**OBJECTIVE**. Filter out everything except lines holding "index".

**GIVEN RECORDS**.
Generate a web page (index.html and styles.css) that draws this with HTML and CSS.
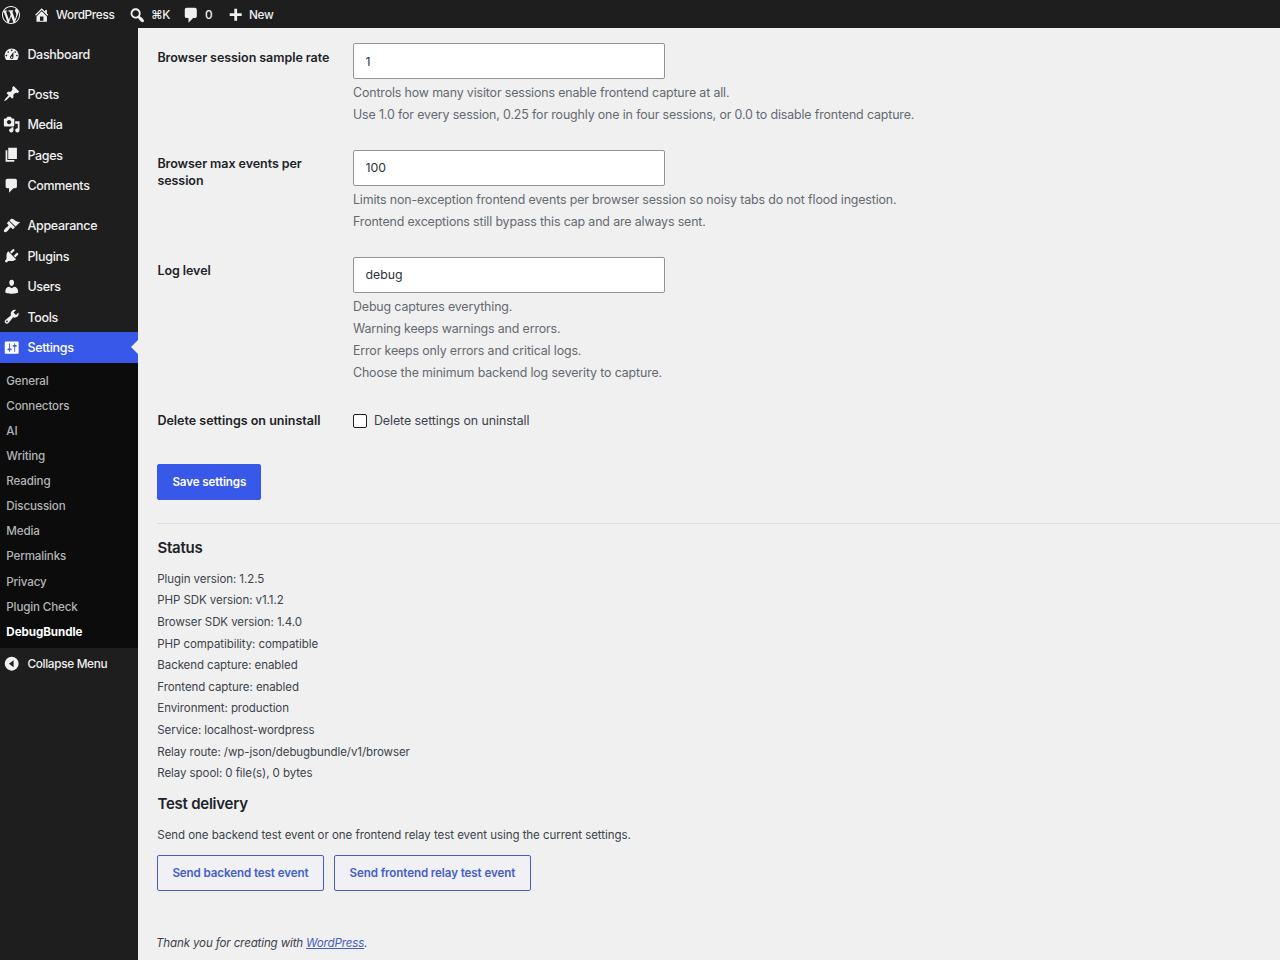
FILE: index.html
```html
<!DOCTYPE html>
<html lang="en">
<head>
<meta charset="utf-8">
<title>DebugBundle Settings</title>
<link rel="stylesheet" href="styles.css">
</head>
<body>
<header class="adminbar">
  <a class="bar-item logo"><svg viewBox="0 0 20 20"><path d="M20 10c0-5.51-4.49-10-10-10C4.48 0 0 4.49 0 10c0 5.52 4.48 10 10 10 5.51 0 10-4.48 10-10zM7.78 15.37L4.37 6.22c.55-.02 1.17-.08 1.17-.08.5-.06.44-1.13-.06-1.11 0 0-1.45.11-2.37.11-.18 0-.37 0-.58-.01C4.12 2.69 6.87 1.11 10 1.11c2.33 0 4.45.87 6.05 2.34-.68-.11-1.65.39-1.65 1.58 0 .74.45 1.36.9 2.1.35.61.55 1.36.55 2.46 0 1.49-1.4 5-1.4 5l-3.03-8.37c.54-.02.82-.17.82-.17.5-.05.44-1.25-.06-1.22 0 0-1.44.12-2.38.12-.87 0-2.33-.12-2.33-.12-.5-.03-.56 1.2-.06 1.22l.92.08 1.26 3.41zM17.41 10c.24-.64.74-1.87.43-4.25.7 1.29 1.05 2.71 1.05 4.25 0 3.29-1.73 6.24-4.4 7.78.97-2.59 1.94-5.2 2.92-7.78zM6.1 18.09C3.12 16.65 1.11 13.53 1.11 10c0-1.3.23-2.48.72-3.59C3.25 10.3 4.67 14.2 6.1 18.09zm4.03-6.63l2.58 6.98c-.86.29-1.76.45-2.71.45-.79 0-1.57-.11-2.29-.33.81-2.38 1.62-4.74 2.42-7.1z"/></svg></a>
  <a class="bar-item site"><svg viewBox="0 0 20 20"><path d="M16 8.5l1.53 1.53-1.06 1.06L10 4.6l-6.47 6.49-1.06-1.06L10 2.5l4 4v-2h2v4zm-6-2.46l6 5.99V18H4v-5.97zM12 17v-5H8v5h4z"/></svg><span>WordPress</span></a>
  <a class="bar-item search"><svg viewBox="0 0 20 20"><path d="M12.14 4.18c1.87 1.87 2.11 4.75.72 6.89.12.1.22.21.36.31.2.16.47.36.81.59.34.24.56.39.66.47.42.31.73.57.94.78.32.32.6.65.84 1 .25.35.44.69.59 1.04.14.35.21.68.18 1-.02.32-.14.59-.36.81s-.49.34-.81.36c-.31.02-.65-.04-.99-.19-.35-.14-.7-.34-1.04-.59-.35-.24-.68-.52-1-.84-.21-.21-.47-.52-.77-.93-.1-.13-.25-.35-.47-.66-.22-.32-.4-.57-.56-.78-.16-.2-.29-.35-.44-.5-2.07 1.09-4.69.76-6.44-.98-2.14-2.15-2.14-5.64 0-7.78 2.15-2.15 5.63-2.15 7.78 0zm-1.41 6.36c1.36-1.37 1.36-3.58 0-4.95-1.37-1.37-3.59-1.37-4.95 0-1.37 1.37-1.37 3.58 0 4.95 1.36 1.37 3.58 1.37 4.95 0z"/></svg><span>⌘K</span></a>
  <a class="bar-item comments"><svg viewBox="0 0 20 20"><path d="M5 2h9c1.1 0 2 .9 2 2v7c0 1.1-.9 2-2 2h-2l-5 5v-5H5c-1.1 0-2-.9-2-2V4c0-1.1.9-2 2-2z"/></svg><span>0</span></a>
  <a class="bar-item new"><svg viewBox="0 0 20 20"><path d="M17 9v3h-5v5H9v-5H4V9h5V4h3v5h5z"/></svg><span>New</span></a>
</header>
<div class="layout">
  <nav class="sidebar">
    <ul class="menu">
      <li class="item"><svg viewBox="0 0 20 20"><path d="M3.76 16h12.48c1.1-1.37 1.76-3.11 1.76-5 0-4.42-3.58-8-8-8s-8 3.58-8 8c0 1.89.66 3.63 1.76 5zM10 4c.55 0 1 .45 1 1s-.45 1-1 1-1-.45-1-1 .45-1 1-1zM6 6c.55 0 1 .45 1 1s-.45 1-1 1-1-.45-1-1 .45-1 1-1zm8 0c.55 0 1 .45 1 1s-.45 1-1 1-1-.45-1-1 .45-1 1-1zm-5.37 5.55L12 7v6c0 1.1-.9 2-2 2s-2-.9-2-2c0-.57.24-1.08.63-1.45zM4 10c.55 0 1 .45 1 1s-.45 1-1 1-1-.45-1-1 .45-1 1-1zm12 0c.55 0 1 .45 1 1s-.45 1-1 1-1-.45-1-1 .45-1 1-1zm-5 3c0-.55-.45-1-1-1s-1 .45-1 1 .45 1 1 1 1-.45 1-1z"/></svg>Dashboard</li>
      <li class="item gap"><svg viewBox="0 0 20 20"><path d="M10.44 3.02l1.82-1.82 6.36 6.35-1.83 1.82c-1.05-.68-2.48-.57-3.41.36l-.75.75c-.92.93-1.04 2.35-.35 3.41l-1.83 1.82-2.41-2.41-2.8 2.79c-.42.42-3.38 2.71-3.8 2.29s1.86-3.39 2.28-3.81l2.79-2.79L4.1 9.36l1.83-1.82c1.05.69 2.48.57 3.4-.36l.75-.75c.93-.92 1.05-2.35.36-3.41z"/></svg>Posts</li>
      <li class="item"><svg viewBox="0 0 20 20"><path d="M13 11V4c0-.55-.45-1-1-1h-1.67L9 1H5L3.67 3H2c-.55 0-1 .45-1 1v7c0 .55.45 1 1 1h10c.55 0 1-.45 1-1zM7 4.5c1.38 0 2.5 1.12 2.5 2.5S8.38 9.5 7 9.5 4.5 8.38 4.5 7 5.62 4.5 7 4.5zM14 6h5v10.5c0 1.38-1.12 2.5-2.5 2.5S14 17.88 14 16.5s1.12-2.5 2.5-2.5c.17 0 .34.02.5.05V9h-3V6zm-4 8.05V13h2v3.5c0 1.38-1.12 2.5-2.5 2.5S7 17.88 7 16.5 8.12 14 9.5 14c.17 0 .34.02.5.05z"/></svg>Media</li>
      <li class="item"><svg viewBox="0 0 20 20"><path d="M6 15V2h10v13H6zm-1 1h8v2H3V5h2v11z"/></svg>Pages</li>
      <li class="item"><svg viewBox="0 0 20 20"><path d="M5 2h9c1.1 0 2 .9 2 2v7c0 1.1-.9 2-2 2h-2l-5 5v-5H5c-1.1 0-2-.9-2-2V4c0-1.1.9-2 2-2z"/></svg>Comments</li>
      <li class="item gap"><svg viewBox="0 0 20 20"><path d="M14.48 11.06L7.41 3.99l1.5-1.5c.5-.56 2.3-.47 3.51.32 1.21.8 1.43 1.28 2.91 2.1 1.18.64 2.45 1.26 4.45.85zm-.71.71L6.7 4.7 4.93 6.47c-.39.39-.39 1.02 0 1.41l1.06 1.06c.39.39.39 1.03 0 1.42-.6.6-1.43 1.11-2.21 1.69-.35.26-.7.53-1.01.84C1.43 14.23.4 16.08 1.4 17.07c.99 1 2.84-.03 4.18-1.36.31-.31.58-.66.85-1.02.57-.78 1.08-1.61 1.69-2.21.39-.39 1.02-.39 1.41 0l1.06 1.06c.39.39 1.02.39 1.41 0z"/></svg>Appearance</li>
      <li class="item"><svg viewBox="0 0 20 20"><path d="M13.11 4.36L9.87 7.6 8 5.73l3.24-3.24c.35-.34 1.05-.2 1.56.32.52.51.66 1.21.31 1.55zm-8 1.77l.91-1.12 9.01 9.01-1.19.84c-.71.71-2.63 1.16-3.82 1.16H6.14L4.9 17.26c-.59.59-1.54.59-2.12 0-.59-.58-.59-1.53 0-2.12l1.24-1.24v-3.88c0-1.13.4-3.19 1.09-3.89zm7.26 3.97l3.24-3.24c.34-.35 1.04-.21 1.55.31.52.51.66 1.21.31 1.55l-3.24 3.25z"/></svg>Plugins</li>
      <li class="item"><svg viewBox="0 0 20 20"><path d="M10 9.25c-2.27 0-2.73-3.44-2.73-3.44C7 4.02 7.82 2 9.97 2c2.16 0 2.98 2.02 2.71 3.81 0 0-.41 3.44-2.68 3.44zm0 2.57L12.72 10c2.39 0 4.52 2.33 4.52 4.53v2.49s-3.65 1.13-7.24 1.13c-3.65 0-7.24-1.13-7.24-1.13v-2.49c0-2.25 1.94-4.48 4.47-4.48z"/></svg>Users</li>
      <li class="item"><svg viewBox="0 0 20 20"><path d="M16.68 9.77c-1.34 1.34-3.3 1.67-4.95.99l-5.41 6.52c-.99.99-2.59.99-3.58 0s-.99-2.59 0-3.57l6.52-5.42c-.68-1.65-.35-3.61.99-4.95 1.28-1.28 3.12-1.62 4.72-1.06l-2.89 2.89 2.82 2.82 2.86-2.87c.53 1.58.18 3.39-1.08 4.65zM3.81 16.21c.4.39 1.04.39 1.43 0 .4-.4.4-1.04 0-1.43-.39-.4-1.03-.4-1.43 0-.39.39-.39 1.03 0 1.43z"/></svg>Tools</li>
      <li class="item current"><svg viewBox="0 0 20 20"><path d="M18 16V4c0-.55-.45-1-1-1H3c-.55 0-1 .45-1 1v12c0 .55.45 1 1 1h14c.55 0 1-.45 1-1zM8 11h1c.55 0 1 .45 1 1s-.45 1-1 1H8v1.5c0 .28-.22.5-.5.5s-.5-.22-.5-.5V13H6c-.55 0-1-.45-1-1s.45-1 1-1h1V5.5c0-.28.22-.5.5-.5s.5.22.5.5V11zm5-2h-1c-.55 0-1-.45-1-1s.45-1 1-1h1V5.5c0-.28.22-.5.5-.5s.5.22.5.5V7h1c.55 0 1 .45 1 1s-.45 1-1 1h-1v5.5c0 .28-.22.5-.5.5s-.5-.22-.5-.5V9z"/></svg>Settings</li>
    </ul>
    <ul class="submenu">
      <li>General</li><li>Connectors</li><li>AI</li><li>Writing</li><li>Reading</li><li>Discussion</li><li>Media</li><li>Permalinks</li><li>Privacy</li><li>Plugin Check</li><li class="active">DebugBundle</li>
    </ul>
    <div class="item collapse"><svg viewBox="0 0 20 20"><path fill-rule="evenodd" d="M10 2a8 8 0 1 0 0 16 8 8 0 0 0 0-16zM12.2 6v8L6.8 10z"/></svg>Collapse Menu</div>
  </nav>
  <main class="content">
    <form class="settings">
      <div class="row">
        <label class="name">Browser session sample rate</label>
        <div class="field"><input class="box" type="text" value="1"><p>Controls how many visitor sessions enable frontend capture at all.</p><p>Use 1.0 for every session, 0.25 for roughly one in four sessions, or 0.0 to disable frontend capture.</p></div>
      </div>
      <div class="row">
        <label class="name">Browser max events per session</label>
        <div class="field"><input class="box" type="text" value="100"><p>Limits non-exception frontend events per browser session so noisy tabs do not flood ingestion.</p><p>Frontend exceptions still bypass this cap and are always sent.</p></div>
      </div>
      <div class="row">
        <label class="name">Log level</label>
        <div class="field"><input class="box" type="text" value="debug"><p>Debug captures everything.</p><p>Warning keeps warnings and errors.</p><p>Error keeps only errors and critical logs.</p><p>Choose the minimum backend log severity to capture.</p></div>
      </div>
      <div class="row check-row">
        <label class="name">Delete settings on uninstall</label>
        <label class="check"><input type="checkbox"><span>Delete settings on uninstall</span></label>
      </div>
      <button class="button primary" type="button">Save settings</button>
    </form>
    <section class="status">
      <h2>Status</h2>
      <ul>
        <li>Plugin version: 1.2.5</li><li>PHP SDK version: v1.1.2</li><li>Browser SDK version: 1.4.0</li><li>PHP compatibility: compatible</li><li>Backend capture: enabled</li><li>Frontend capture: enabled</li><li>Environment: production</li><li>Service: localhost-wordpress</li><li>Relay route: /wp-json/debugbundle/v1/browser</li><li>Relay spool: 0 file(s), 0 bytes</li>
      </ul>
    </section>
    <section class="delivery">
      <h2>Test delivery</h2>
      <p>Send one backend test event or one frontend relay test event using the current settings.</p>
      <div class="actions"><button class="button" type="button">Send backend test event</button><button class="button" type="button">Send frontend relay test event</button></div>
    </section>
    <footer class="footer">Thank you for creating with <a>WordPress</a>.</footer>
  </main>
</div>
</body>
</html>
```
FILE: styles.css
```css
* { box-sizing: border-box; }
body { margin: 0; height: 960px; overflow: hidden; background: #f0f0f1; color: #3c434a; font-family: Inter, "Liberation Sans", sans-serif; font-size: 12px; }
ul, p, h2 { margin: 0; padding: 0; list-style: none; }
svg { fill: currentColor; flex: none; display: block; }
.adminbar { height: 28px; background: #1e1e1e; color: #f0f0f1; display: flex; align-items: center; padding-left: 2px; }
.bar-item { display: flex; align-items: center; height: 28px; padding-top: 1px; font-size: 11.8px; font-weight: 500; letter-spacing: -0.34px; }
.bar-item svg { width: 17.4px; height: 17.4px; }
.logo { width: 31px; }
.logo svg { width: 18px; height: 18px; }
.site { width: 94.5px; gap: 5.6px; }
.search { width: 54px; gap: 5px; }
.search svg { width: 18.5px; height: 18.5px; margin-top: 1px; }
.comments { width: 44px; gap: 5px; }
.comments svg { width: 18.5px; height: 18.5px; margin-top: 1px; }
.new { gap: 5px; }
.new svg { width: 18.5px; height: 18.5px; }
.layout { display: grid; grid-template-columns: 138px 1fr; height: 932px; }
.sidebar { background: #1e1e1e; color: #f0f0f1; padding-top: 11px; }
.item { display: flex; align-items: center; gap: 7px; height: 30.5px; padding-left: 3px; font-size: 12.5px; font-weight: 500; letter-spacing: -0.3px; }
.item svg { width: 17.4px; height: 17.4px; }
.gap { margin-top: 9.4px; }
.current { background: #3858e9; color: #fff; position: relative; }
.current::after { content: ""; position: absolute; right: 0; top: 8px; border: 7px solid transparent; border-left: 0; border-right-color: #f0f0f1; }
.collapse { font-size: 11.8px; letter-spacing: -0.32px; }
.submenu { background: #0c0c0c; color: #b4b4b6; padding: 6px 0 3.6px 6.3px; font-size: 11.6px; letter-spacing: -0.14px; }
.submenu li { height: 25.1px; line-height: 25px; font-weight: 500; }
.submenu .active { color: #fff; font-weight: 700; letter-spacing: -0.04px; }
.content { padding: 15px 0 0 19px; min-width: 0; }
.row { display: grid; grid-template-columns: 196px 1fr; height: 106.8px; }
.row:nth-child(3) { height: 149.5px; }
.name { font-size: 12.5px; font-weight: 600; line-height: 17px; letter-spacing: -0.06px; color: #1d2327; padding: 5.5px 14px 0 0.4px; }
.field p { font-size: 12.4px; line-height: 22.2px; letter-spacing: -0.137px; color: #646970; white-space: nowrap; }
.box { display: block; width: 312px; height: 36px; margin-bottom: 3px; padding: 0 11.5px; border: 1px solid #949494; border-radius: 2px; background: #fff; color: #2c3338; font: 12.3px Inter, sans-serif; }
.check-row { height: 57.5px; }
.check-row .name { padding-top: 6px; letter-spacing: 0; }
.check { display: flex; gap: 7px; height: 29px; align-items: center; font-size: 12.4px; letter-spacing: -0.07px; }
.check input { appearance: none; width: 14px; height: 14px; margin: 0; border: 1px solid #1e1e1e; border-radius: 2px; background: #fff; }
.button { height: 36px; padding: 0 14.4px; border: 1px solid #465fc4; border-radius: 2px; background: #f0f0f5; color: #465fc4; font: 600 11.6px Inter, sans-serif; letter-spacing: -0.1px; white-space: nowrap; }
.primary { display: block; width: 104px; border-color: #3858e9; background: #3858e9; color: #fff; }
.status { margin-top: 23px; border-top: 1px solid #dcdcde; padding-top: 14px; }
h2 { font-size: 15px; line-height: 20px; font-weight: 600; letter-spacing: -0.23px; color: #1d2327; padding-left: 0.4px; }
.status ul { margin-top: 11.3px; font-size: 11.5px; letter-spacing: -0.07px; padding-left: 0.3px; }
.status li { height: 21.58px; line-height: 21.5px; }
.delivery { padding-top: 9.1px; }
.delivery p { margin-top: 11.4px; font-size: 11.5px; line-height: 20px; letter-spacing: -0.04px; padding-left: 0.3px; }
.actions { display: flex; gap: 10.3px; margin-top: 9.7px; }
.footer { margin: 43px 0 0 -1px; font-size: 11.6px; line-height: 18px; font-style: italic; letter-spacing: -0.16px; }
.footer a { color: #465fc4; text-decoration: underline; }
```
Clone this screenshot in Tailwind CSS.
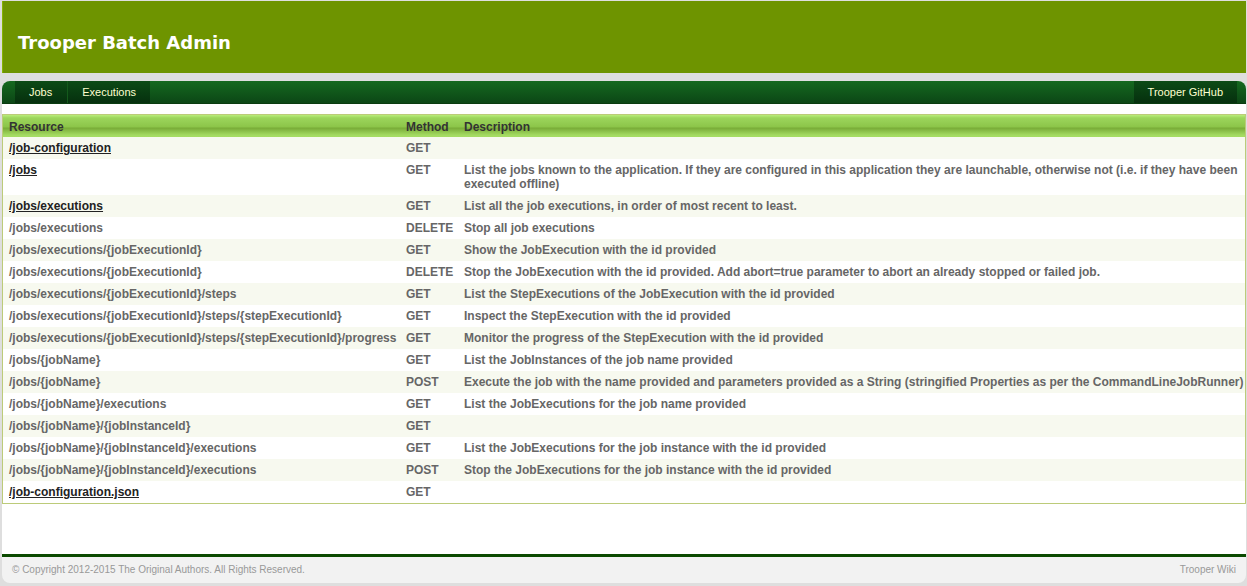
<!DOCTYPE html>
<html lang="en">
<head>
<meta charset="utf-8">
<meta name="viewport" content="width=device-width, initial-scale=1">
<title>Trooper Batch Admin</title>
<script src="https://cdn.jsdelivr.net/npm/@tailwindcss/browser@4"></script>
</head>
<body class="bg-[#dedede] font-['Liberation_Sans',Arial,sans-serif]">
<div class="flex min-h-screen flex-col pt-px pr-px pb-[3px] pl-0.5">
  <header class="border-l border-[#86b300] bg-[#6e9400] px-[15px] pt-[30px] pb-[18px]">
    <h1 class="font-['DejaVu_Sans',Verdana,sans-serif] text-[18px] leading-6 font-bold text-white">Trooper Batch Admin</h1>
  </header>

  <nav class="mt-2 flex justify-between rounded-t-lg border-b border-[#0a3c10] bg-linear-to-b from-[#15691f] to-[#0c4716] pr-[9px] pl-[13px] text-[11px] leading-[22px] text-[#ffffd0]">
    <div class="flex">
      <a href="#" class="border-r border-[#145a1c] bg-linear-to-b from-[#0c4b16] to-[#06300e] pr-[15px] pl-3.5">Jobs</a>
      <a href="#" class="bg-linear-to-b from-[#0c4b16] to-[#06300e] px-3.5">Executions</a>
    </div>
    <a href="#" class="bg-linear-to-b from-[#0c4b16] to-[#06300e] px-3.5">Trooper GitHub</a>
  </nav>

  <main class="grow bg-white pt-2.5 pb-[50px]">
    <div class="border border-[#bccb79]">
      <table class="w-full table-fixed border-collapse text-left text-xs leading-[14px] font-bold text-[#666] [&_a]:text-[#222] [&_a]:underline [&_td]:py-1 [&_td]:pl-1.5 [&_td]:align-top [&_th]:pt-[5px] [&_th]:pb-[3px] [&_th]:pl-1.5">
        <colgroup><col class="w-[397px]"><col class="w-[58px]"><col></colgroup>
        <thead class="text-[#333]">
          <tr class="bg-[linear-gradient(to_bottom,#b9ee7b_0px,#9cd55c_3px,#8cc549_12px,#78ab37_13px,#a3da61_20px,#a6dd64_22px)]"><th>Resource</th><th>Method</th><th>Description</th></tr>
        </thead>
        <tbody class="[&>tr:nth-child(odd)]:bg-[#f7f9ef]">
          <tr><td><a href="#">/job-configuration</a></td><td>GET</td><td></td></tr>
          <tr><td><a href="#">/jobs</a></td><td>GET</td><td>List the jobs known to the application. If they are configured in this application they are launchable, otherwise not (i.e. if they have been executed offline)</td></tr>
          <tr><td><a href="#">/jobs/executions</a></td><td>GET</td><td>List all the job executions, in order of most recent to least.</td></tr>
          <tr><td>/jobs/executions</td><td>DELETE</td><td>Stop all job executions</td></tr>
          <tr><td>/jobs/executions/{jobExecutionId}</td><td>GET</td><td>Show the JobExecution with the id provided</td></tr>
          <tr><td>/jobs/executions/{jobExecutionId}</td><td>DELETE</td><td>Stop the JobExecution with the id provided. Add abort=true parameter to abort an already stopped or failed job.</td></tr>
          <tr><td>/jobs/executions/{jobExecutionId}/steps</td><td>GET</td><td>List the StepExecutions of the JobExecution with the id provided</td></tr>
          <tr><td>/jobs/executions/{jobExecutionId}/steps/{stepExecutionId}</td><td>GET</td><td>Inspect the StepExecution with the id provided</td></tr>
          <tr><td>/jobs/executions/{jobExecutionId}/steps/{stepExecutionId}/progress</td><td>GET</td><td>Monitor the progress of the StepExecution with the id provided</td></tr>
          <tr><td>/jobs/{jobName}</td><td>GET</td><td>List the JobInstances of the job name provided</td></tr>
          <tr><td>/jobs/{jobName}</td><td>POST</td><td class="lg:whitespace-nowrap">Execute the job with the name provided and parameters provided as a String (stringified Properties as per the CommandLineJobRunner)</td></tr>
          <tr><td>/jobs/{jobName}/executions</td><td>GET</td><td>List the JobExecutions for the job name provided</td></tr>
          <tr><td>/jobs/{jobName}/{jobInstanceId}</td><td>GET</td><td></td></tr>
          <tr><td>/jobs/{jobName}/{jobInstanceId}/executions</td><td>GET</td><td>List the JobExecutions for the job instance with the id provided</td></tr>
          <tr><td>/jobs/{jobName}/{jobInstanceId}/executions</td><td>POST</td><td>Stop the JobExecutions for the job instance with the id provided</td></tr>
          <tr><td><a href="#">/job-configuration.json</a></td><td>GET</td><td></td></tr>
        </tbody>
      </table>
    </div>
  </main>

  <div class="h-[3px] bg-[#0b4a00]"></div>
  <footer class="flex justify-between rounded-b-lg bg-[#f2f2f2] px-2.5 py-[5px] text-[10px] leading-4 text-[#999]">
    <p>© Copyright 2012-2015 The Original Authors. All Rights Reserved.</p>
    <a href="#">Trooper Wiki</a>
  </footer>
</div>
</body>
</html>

**FINAL ANSWER**.
Generate a web page (index.html and styles.css) that draws this with HTML and CSS.
FILE: index.html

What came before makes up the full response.